Analysis: 1. The first issue revolves around the disallowance of an amount incurred as a contractual trading liability under Section 43B of the Income Tax Act. The assessee, engaged in manufacturing and trading, had agreements with overseas processors for the purchase of imported materials. The Revenue disallowed a specific amount, claiming it was not permissible under Section 43B. The Income Tax Appellate Tribunal upheld this disallowance, leading to an appeal before the High Court. Citing relevant case law, including the judgment in Oswal Agro Mills Ltd. vs. Commissioner of Income Tax, the Court concluded that the liability was contingent upon an uncertain fact and thus not an allowable deduction under Section 43B. The Court relied on precedents such as Kedarnath Jute Manufacturing Co. Ltd. v. CIT, Calcutta Co. Ltd. v. CIT, and Bharat Earth Movers v. CIT to support its decision. Therefore, the Court answered the first two questions affirmatively and against the assessee, partially allowing the appeal.
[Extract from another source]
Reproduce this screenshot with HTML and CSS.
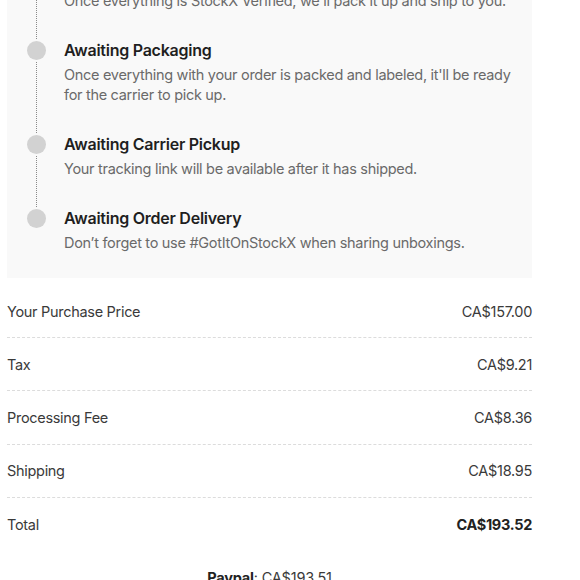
FILE: index.html
```html
<!DOCTYPE html>
<html lang="en">
<head>
<meta charset="utf-8">
<title>Order status</title>
<link rel="stylesheet" href="styles.css">
</head>
<body>
<div class="page">
  <section class="timeline">
    <div class="step">
      <span class="dot"></span>
      <div class="step-body">
        <h3 class="step-title">Shipping to StockX</h3>
        <p class="step-desc">Once everything is StockX Verified, we'll pack it up and ship to you.</p>
      </div>
    </div>
    <div class="step">
      <span class="dot"></span>
      <div class="step-body">
        <h3 class="step-title">Awaiting Packaging</h3>
        <p class="step-desc">Once everything with your order is packed and labeled, it'll be ready for the carrier to pick up.</p>
      </div>
    </div>
    <div class="step">
      <span class="dot"></span>
      <div class="step-body">
        <h3 class="step-title">Awaiting Carrier Pickup</h3>
        <p class="step-desc">Your tracking link will be available after it has shipped.</p>
      </div>
    </div>
    <div class="step">
      <span class="dot"></span>
      <div class="step-body">
        <h3 class="step-title">Awaiting Order Delivery</h3>
        <p class="step-desc">Don’t forget to use #GotItOnStockX when sharing unboxings.</p>
      </div>
    </div>
  </section>

  <section class="summary">
    <div class="row"><span>Your Purchase Price</span><span>CA$157.00</span></div>
    <div class="row"><span>Tax</span><span>CA$9.21</span></div>
    <div class="row"><span>Processing Fee</span><span>CA$8.36</span></div>
    <div class="row"><span>Shipping</span><span>CA$18.95</span></div>
    <div class="row total"><span>Total</span><span class="strong">CA$193.52</span></div>
  </section>

  <p class="payment"><b>Paypal</b>: CA$193.51</p>
</div>
</body>
</html>
```

FILE: styles.css
```css
* { box-sizing: border-box; }
html, body { margin: 0; padding: 0; background: #fff; }
body {
  font-family: Inter, "Noto Sans", sans-serif;
  -webkit-font-smoothing: antialiased;
}
.page {
  width: 525px;
  margin: -60px 0 0 7px;
}
.timeline {
  background: #f9f9f9;
  padding: 24px 10px 25px 20px;
  display: flex;
  flex-direction: column;
  gap: 27px;
}
.step {
  position: relative;
  display: flex;
  gap: 18px;
  align-items: flex-start;
}
.step:not(:last-child)::before {
  content: "";
  position: absolute;
  left: 9px;
  top: 12px;
  bottom: -40px;
  border-left: 1px dotted #8a8a8a;
}
.dot {
  position: relative;
  z-index: 1;
  flex: none;
  width: 19px;
  height: 19px;
  margin-top: 2.5px;
  border-radius: 50%;
  background: #d2d2d2;
  box-shadow: 0 0 0 2px #f9f9f9;
}
.step-body { flex: 1; }
.step-title {
  margin: 0;
  font-size: 16px;
  line-height: 24px;
  font-weight: 600;
  color: #1f1f1f;
  letter-spacing: -0.25px;
}
.step-desc {
  margin: 3px 0 0;
  font-size: 14.5px;
  line-height: 20px;
  color: #6a6a6a;
  letter-spacing: -0.3px;
}
.summary {
  margin-top: 7px;
}
.row {
  display: flex;
  justify-content: space-between;
  align-items: center;
  height: 53.2px;
  border-bottom: 1px dashed #dcdcdc;
  font-size: 14.5px;
  color: #3a3a3a;
  letter-spacing: -0.3px;
}
.row.total { border-bottom: none; }
.strong { font-weight: 700; color: #222; }
.payment {
  margin: 18px 0 0;
  text-align: center;
  font-size: 14.5px;
  color: #3a3a3a;
  letter-spacing: -0.2px;
}
.payment b { font-weight: 700; color: #222; }
```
2. The second issue pertains to the disallowance of a sum representing a loss incurred due to the devaluation of the Rupee. The Court referred to the ruling in CIT vs. Woodword Governor India Pvt. Ltd. to determine the admissibility of such a loss. Following the Supreme Court's judgment in that case, the Court found the loss to be clearly admissible, contrary to the disallowance made by the Revenue. Consequently, the Court answered the third question in the affirmative, but in favor of the assessee. As a result, the appeal was partly allowed based on the Court's analysis and application of relevant legal principles and precedents.